THE EXERCISE: Extract the full listing verbatim and drop any pictures from your copy.
- - - -
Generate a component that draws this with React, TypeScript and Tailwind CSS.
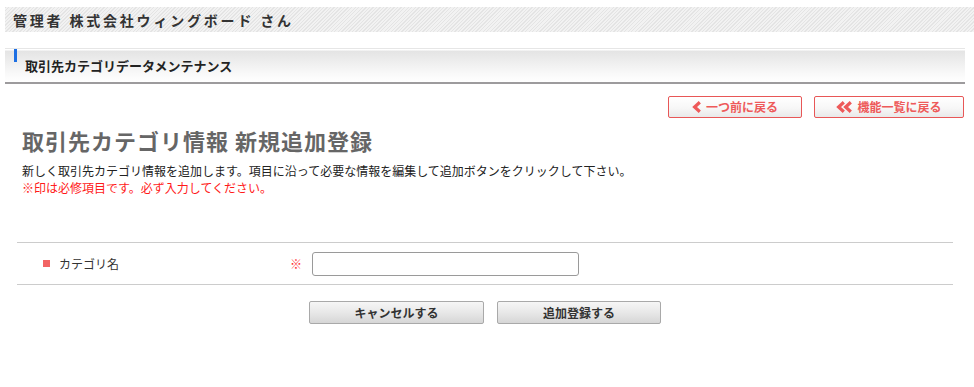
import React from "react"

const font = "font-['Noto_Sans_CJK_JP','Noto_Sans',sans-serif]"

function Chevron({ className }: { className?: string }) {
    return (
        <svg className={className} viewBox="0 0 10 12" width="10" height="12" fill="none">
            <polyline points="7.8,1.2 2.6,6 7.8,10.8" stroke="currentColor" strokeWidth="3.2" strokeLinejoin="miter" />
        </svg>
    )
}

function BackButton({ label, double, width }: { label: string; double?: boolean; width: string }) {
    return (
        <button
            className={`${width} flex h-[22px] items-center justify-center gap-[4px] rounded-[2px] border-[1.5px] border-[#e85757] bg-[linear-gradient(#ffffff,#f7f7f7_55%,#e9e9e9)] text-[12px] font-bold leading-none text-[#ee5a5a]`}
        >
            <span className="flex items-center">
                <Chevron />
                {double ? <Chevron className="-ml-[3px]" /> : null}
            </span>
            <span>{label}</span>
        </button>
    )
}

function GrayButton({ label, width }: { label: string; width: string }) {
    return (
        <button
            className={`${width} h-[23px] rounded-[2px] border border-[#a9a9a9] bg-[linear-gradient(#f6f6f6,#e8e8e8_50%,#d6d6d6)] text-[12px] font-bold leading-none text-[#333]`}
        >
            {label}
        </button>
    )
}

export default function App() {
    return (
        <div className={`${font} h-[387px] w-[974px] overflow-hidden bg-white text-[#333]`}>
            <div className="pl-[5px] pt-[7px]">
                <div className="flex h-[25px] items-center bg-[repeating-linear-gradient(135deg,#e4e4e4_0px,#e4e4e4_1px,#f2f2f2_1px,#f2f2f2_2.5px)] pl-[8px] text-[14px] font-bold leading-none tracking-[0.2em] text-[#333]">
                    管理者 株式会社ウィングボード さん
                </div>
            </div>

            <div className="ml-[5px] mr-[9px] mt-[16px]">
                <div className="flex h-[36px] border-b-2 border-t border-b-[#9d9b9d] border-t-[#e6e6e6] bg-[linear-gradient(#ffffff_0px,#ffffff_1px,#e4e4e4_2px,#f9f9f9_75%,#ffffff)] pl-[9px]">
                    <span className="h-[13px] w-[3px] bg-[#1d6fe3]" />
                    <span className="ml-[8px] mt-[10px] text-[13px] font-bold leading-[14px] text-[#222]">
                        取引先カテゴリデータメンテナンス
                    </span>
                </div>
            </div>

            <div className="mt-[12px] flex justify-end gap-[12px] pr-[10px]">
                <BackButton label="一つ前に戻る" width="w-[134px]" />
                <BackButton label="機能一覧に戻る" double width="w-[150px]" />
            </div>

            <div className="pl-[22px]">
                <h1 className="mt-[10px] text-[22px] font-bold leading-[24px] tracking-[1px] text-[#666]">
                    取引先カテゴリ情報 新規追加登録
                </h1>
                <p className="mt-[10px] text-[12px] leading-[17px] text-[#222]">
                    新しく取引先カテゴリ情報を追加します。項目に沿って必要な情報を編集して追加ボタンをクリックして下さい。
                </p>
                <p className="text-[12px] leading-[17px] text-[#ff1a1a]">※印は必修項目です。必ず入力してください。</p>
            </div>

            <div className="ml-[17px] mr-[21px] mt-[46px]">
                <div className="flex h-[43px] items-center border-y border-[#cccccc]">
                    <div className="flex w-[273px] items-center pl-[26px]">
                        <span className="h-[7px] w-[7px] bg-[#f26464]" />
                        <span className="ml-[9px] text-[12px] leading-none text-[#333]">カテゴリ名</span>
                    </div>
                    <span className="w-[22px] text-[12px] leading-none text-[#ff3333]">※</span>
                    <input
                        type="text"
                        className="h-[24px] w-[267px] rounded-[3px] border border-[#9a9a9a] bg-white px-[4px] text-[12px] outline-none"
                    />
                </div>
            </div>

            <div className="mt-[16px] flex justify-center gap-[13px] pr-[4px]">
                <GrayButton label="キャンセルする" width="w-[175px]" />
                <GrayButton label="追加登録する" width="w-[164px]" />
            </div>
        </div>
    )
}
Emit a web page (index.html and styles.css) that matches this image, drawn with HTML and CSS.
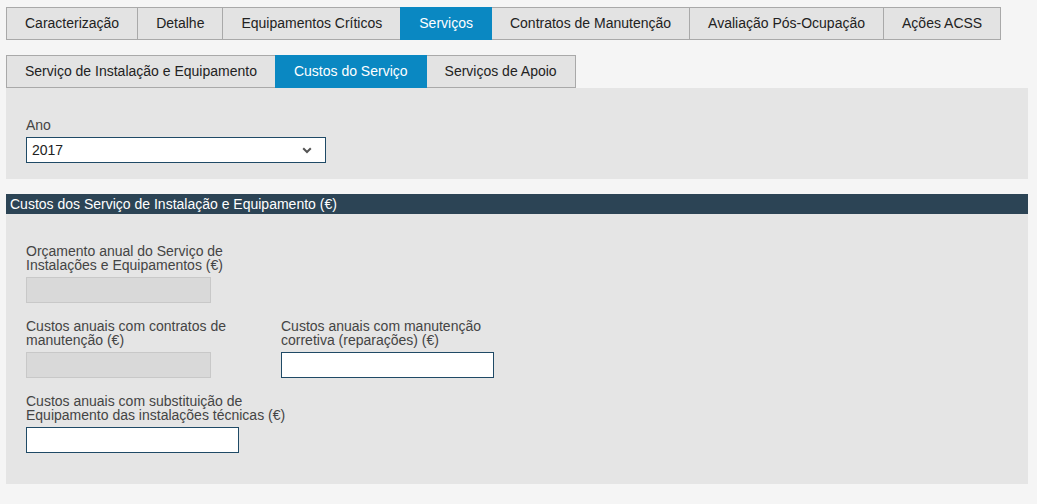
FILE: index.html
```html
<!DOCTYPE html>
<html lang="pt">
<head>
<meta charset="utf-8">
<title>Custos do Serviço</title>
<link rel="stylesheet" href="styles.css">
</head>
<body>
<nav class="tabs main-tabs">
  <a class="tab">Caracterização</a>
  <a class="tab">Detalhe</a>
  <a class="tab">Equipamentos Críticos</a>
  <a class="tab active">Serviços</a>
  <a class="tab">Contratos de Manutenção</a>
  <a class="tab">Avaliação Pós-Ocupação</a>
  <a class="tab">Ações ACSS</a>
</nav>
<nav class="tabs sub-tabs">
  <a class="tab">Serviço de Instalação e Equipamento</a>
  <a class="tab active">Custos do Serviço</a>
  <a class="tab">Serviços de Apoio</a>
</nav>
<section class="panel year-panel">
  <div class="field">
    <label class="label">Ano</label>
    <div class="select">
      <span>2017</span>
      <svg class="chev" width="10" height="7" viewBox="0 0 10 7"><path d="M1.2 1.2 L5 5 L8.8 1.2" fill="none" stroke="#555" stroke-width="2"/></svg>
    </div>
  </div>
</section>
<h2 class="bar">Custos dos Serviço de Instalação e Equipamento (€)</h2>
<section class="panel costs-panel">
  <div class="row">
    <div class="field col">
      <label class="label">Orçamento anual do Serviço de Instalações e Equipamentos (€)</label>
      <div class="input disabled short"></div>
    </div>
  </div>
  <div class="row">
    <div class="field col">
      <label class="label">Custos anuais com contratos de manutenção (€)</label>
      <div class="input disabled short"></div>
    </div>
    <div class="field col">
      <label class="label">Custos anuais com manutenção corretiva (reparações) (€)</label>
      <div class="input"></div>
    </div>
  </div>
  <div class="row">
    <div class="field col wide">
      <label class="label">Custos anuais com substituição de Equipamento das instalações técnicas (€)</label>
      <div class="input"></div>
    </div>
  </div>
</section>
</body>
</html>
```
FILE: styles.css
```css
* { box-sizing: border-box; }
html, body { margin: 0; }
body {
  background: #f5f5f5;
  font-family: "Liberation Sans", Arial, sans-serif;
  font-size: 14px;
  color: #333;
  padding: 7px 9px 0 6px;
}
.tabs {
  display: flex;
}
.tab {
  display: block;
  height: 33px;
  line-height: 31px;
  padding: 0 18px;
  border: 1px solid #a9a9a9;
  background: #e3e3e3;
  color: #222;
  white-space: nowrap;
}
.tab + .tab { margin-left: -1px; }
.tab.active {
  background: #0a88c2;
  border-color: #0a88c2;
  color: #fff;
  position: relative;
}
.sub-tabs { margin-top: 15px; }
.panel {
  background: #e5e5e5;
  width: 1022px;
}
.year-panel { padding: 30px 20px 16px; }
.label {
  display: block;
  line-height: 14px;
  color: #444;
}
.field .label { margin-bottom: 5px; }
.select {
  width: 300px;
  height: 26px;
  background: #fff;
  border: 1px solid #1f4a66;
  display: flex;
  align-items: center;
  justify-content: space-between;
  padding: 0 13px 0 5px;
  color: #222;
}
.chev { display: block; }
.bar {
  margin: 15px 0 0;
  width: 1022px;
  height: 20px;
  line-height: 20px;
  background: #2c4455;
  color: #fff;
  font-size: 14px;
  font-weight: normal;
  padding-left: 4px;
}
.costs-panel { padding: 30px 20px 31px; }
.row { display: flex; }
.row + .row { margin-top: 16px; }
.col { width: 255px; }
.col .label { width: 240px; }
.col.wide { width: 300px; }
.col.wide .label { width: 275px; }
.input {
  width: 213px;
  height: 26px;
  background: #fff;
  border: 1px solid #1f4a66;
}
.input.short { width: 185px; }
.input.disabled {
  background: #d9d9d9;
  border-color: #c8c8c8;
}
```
- - - -
TASK SOLUTION:
Generate a component that draws this with React, TypeScript and Tailwind CSS.
import React from "react"

const font = "font-['Noto_Sans_CJK_JP','Noto_Sans',sans-serif]"

function Chevron({ className }: { className?: string }) {
    return (
        <svg className={className} viewBox="0 0 10 12" width="10" height="12" fill="none">
            <polyline points="7.8,1.2 2.6,6 7.8,10.8" stroke="currentColor" strokeWidth="3.2" strokeLinejoin="miter" />
        </svg>
    )
}

function BackButton({ label, double, width }: { label: string; double?: boolean; width: string }) {
    return (
        <button
            className={`${width} flex h-[22px] items-center justify-center gap-[4px] rounded-[2px] border-[1.5px] border-[#e85757] bg-[linear-gradient(#ffffff,#f7f7f7_55%,#e9e9e9)] text-[12px] font-bold leading-none text-[#ee5a5a]`}
        >
            <span className="flex items-center">
                <Chevron />
                {double ? <Chevron className="-ml-[3px]" /> : null}
            </span>
            <span>{label}</span>
        </button>
    )
}

function GrayButton({ label, width }: { label: string; width: string }) {
    return (
        <button
            className={`${width} h-[23px] rounded-[2px] border border-[#a9a9a9] bg-[linear-gradient(#f6f6f6,#e8e8e8_50%,#d6d6d6)] text-[12px] font-bold leading-none text-[#333]`}
        >
            {label}
        </button>
    )
}

export default function App() {
    return (
        <div className={`${font} h-[387px] w-[974px] overflow-hidden bg-white text-[#333]`}>
            <div className="pl-[5px] pt-[7px]">
                <div className="flex h-[25px] items-center bg-[repeating-linear-gradient(135deg,#e4e4e4_0px,#e4e4e4_1px,#f2f2f2_1px,#f2f2f2_2.5px)] pl-[8px] text-[14px] font-bold leading-none tracking-[0.2em] text-[#333]">
                    管理者 株式会社ウィングボード さん
                </div>
            </div>

            <div className="ml-[5px] mr-[9px] mt-[16px]">
                <div className="flex h-[36px] border-b-2 border-t border-b-[#9d9b9d] border-t-[#e6e6e6] bg-[linear-gradient(#ffffff_0px,#ffffff_1px,#e4e4e4_2px,#f9f9f9_75%,#ffffff)] pl-[9px]">
                    <span className="h-[13px] w-[3px] bg-[#1d6fe3]" />
                    <span className="ml-[8px] mt-[10px] text-[13px] font-bold leading-[14px] text-[#222]">
                        取引先カテゴリデータメンテナンス
                    </span>
                </div>
            </div>

            <div className="mt-[12px] flex justify-end gap-[12px] pr-[10px]">
                <BackButton label="一つ前に戻る" width="w-[134px]" />
                <BackButton label="機能一覧に戻る" double width="w-[150px]" />
            </div>

            <div className="pl-[22px]">
                <h1 className="mt-[10px] text-[22px] font-bold leading-[24px] tracking-[1px] text-[#666]">
                    取引先カテゴリ情報 新規追加登録
                </h1>
                <p className="mt-[10px] text-[12px] leading-[17px] text-[#222]">
                    新しく取引先カテゴリ情報を追加します。項目に沿って必要な情報を編集して追加ボタンをクリックして下さい。
                </p>
                <p className="text-[12px] leading-[17px] text-[#ff1a1a]">※印は必修項目です。必ず入力してください。</p>
            </div>

            <div className="ml-[17px] mr-[21px] mt-[46px]">
                <div className="flex h-[43px] items-center border-y border-[#cccccc]">
                    <div className="flex w-[273px] items-center pl-[26px]">
                        <span className="h-[7px] w-[7px] bg-[#f26464]" />
                        <span className="ml-[9px] text-[12px] leading-none text-[#333]">カテゴリ名</span>
                    </div>
                    <span className="w-[22px] text-[12px] leading-none text-[#ff3333]">※</span>
                    <input
                        type="text"
                        className="h-[24px] w-[267px] rounded-[3px] border border-[#9a9a9a] bg-white px-[4px] text-[12px] outline-none"
                    />
                </div>
            </div>

            <div className="mt-[16px] flex justify-center gap-[13px] pr-[4px]">
                <GrayButton label="キャンセルする" width="w-[175px]" />
                <GrayButton label="追加登録する" width="w-[164px]" />
            </div>
        </div>
    )
}
Emit a web page (index.html and styles.css) that matches this image, drawn with HTML and CSS.
FILE: index.html
```html
<!DOCTYPE html>
<html lang="pt">
<head>
<meta charset="utf-8">
<title>Custos do Serviço</title>
<link rel="stylesheet" href="styles.css">
</head>
<body>
<nav class="tabs main-tabs">
  <a class="tab">Caracterização</a>
  <a class="tab">Detalhe</a>
  <a class="tab">Equipamentos Críticos</a>
  <a class="tab active">Serviços</a>
  <a class="tab">Contratos de Manutenção</a>
  <a class="tab">Avaliação Pós-Ocupação</a>
  <a class="tab">Ações ACSS</a>
</nav>
<nav class="tabs sub-tabs">
  <a class="tab">Serviço de Instalação e Equipamento</a>
  <a class="tab active">Custos do Serviço</a>
  <a class="tab">Serviços de Apoio</a>
</nav>
<section class="panel year-panel">
  <div class="field">
    <label class="label">Ano</label>
    <div class="select">
      <span>2017</span>
      <svg class="chev" width="10" height="7" viewBox="0 0 10 7"><path d="M1.2 1.2 L5 5 L8.8 1.2" fill="none" stroke="#555" stroke-width="2"/></svg>
    </div>
  </div>
</section>
<h2 class="bar">Custos dos Serviço de Instalação e Equipamento (€)</h2>
<section class="panel costs-panel">
  <div class="row">
    <div class="field col">
      <label class="label">Orçamento anual do Serviço de Instalações e Equipamentos (€)</label>
      <div class="input disabled short"></div>
    </div>
  </div>
  <div class="row">
    <div class="field col">
      <label class="label">Custos anuais com contratos de manutenção (€)</label>
      <div class="input disabled short"></div>
    </div>
    <div class="field col">
      <label class="label">Custos anuais com manutenção corretiva (reparações) (€)</label>
      <div class="input"></div>
    </div>
  </div>
  <div class="row">
    <div class="field col wide">
      <label class="label">Custos anuais com substituição de Equipamento das instalações técnicas (€)</label>
      <div class="input"></div>
    </div>
  </div>
</section>
</body>
</html>
```
FILE: styles.css
```css
* { box-sizing: border-box; }
html, body { margin: 0; }
body {
  background: #f5f5f5;
  font-family: "Liberation Sans", Arial, sans-serif;
  font-size: 14px;
  color: #333;
  padding: 7px 9px 0 6px;
}
.tabs {
  display: flex;
}
.tab {
  display: block;
  height: 33px;
  line-height: 31px;
  padding: 0 18px;
  border: 1px solid #a9a9a9;
  background: #e3e3e3;
  color: #222;
  white-space: nowrap;
}
.tab + .tab { margin-left: -1px; }
.tab.active {
  background: #0a88c2;
  border-color: #0a88c2;
  color: #fff;
  position: relative;
}
.sub-tabs { margin-top: 15px; }
.panel {
  background: #e5e5e5;
  width: 1022px;
}
.year-panel { padding: 30px 20px 16px; }
.label {
  display: block;
  line-height: 14px;
  color: #444;
}
.field .label { margin-bottom: 5px; }
.select {
  width: 300px;
  height: 26px;
  background: #fff;
  border: 1px solid #1f4a66;
  display: flex;
  align-items: center;
  justify-content: space-between;
  padding: 0 13px 0 5px;
  color: #222;
}
.chev { display: block; }
.bar {
  margin: 15px 0 0;
  width: 1022px;
  height: 20px;
  line-height: 20px;
  background: #2c4455;
  color: #fff;
  font-size: 14px;
  font-weight: normal;
  padding-left: 4px;
}
.costs-panel { padding: 30px 20px 31px; }
.row { display: flex; }
.row + .row { margin-top: 16px; }
.col { width: 255px; }
.col .label { width: 240px; }
.col.wide { width: 300px; }
.col.wide .label { width: 275px; }
.input {
  width: 213px;
  height: 26px;
  background: #fff;
  border: 1px solid #1f4a66;
}
.input.short { width: 185px; }
.input.disabled {
  background: #d9d9d9;
  border-color: #c8c8c8;
}
```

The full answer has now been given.